L’isolamento di Conte costretto alla cautela: meglio rinviare le scelte
L’attendismo su Bankitalia e sulla questione francese
ROMA «Stiamo approfondendo», spiega alle agenzie, al termine della cerimonia del Giorno del ricordo, al Quirinale «Meglio aspettare. Rinviamo, facciamo calmare le acque e ci pensiamo più avanti», dice più tardi ai suoi. Giuseppe Conte, in mezzo al fuoco incrociato dei due vicepremier, tra crisi diplomatiche con la Francia, turbolenze con l’europa e missili sparati in direzione di Bankitalia, decide di non decidere. Lo descrivono inquieto, spiazzato dal crescere delle tensioni e preoccupato che una sua mossa possa provocare il crollo di quell’edificio sempre meno stabile che è il governo.
Conte è uomo di legge, attento alle procedure e sa bene che non può mettere bocca nelle nomine interne di Bankitalia. Che bloccare la riconferma di Luigi Federico Signorini alla vicedirezione sarebbe vissuto come un atto di interferenza e di limitazione dell’indipendenza della banca. Del resto, dalla sua parte ci sono ministri come Giancarlo Giorgetti e Giovanni Tria. Non solo. Piero Cipollone, il suo consigliere più fidato che lo ha guidato e consigliato nei giorni difficili della trattativa sul deficit con l’europa, è un uomo di Bankitalia, dove è entrato nel 1993 e dove ha fatto carriera, diventandone uno dei dirigenti più apprezzati. Naturalmente Cipollone non può che stare dalla parte dell’autonomia di un istituto da sempre sottoposto agli assalti dei politici.
Nel contempo, un gesto di Conte che avalli la riconferma, come spiegano dai due partiti, sarebbe molto rischioso. Perché lo porterebbe di fatto a essere sfiduciato dalle due forze che lo sostengono. Un premier isolato, più di quanto lo sia ora. Non più l’uomo che media e risolve i conflitti tra i due partner, ma il leader in aperto conflitto con le colonne portanti del suo esecutivo. Per questo il premier si è orientato all’inerzia. Non ci sarà nessun atto formale, perché non ce n’è bisogno. La nomina di Signorini scade domani e in mancanza di un rinnovo, scadrà automaticamente. «Che siano quattro o cinque, nel Direttorio, non cambierà poi molto», dicono nel governo.
Quello che è certo è che quello di Bankitalia è solo uno dei fronti sui quali Conte deve munirsi di pazienza e cautela.

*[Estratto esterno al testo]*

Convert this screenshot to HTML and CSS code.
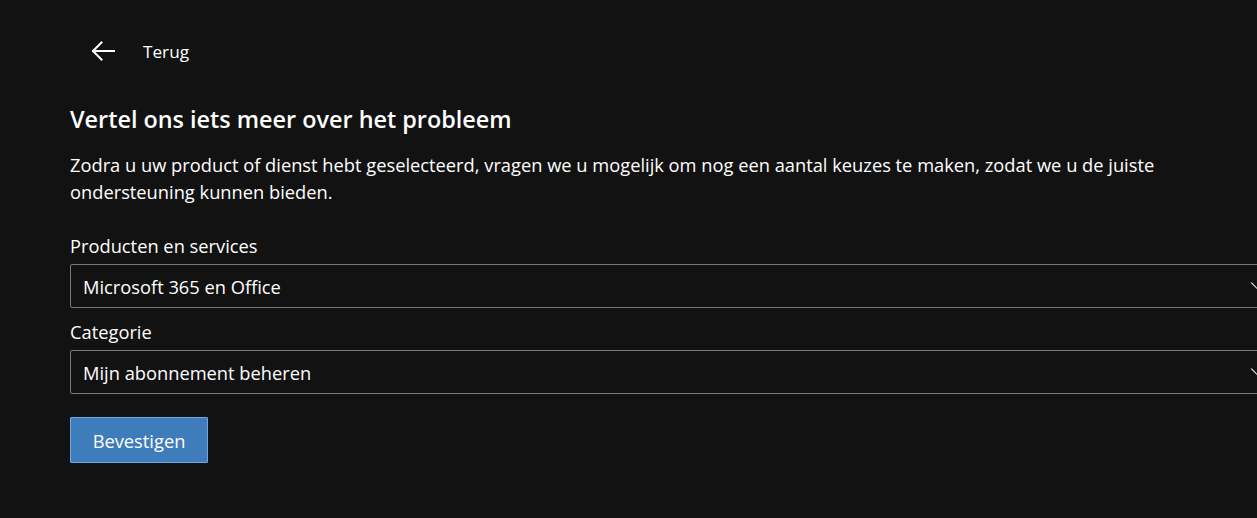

La querelle diplomatica sulla Francia lo ha messo in grave in imbarazzo, anche perché sullo sfondo c’è l’irritazione del Quirinale, che lo stringe ancora di più in una morsa. Salvini, facendo valere la sua esperienza, ha pensato bene di alternare gli strali alle lusinghe e di scrivere al ministro francese Castaner (ottenendo un due di picche indignato). E Conte? «Stava in Libano, si sono parlati più volte al telefono», assicurano dalla Lega, e quindi nessun contrasto. Ma il problema è un altro. Perché il portavoce del governo francese ha risposto così: «Salvini? C’è un premier in Italia, si chiama Giuseppe Conte e Macron lo ha incontrato più volte». Come a dire, spetta al presidente del Consiglio una mossa. Ma anche in questo caso Conte temporeggia. Non è escluso, anzi, è probabile, che ci si arrivi. Ma meglio far calmare le acque, meglio riportare la questione su binari più ragionevoli e politici e meno elettorali. Magari, nel frattempo, sentendo informalmente l’ambasciatore francese Christian Masset, con il quale il premier ha un buon rapporto.
E Di Maio? Non è un segreto che da qualche giorno la situazione tra i due non sia più idilliaca, come all’inizio. Il vicepremier soffre. Per la spaccatura del suo gruppo, con Fico e i suoi sempre più pronti ad alzare la testa. E per lo strapotere mediatico di Salvini. Conte rischia di fare da parafulmine della sua insofferenza, con il dubbio che ogni tanto qualcuno insinua nell’orecchio del vicepremier, che il presidente del Consiglio ambisca a soffiargli il posto come capo del Movimento. Voci, se non del tutto infondate, comunque premature. Perché Conte sta ancora al timone della nave. Lo scafo beccheggia, le onde diventano marosi e l’orizzonte non è più così chiaro. Ma per lui non è il momento di prendere iniziative, di deviare in una direzione che non sia quella indicata dai venti. Si procede lentamente e se c’è da star fermi, si sta fermi, immobili, sperando di evitare la tempesta.